Menempati ruang mulai dari bagian atas atmosfir hingga menembus ke kedalaman 10 km di bawah permukaan Bumi, yang terdiri dari samudera, gletser, sungai dan danau, uap air dalam atmosfir dan air-tanah. Termasuk ke dalam selaput ini adalah semua bentuk air yang berada di atas dan di dekat permukaan bumi, 97,2% air di bumi berada di laut dan samudera. Tetapi mereka ini mudah untuk menguap dalam jumlah yang cukup besar utnuk selanjutnya masuk ke dalam atmosfera dan kemudian dijatuhkan kembali ke Bumi sebagai hujan dan salju.

Apabila kita memperhatikan keadaan seluruh permukaan bumi, maka ciri yang paling menonjol adalah suatu warna biru yang ditimbulkan oleh hadirnya lautan. Meskipun planet-planet MARS, VENUS dan juga BUMI diselimuti oleh awan, tetapi ternyata hanya planit BUMI saja yang mendapat julukan “the blue planets”. Daratan, ternyata hanya menempati luas sekitar 29% saja dari seluruh permukaan bumi ini. Sisanya adalah laut dan air. Bumi ini bahkan diduga jumlah luas daratan yang ada itu lebih kecil lagi dari yang diperkirakan. Kedalaman rata-rata laut kita adalah hampir 4 km. Angka ini sangat tidak berarti apa-apa jika dibandingkan dengan panjangnya jari-jari Bumi yang berkisar sekitar 6400 Km.
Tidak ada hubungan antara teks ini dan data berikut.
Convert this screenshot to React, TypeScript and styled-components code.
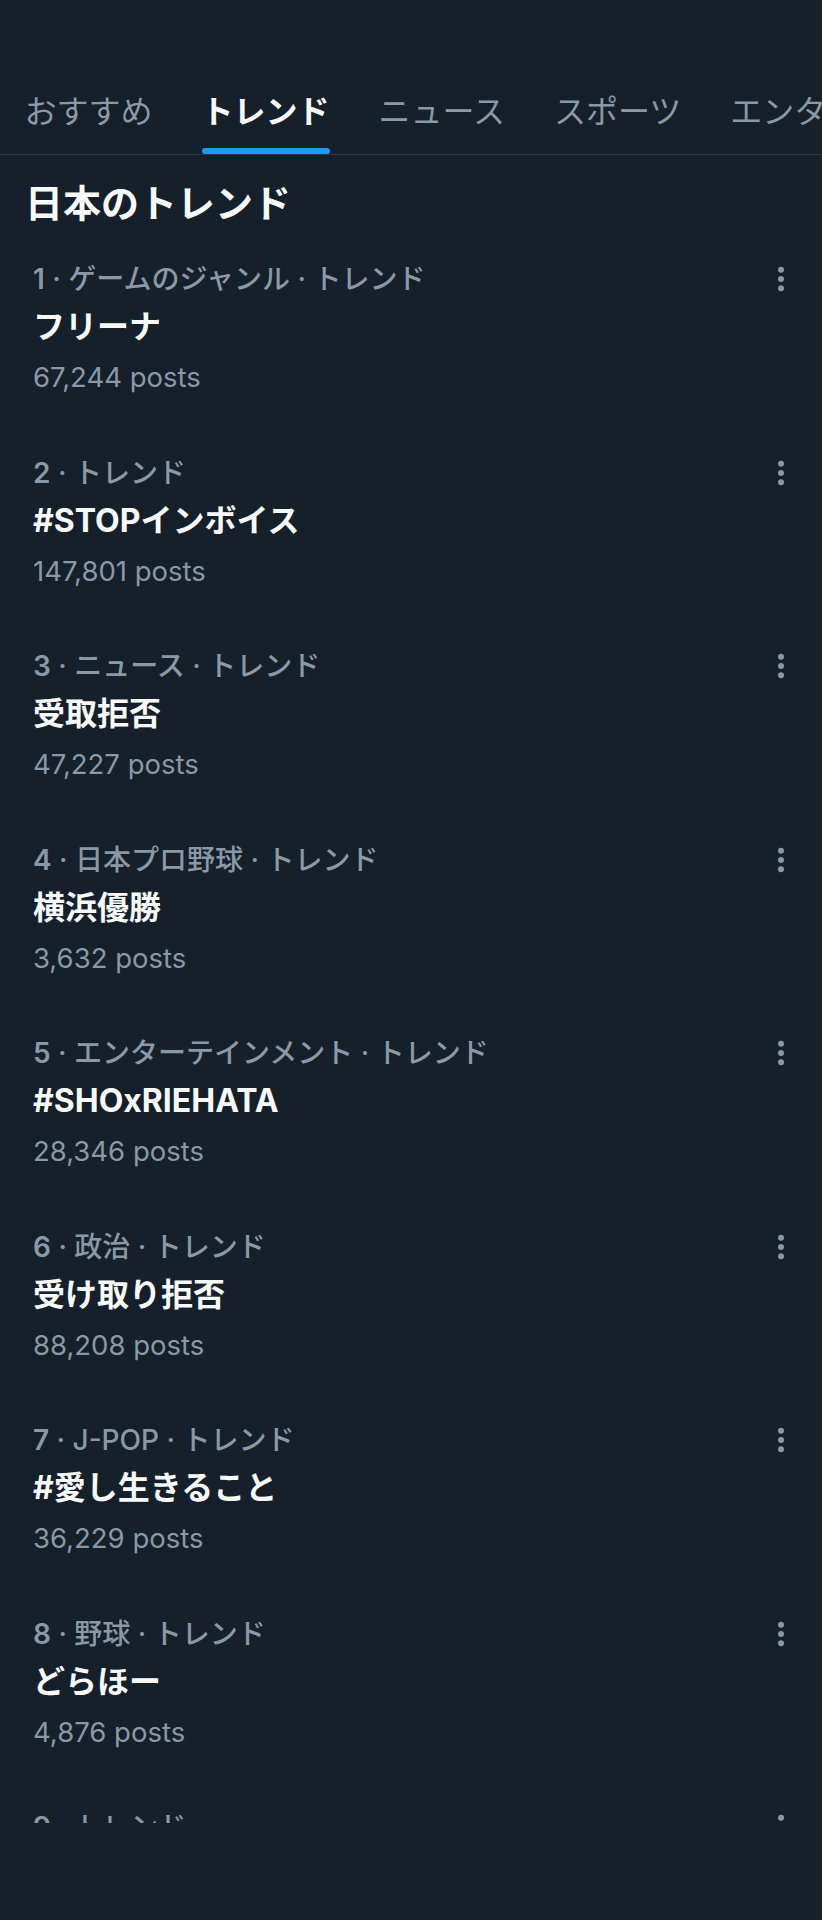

Namun demikian, laut tetap merupakan tempat penampungan air terbesar di Bumi ini.

Mengingat fungsi dari air yang sangat vital dalam tata kehidupan, maka ilmu pengetahuan yang khusus diperuntukan bagi sifat-sifat air ini berkembang menjadi suatu ilmu yang merupakan cabang dari Ilmu Geologi, yaitu “Geohidrologi”. Daur hidrologi adalah merupakan salah satu perwujudan dari hasil perkembangan ilmu tersebut.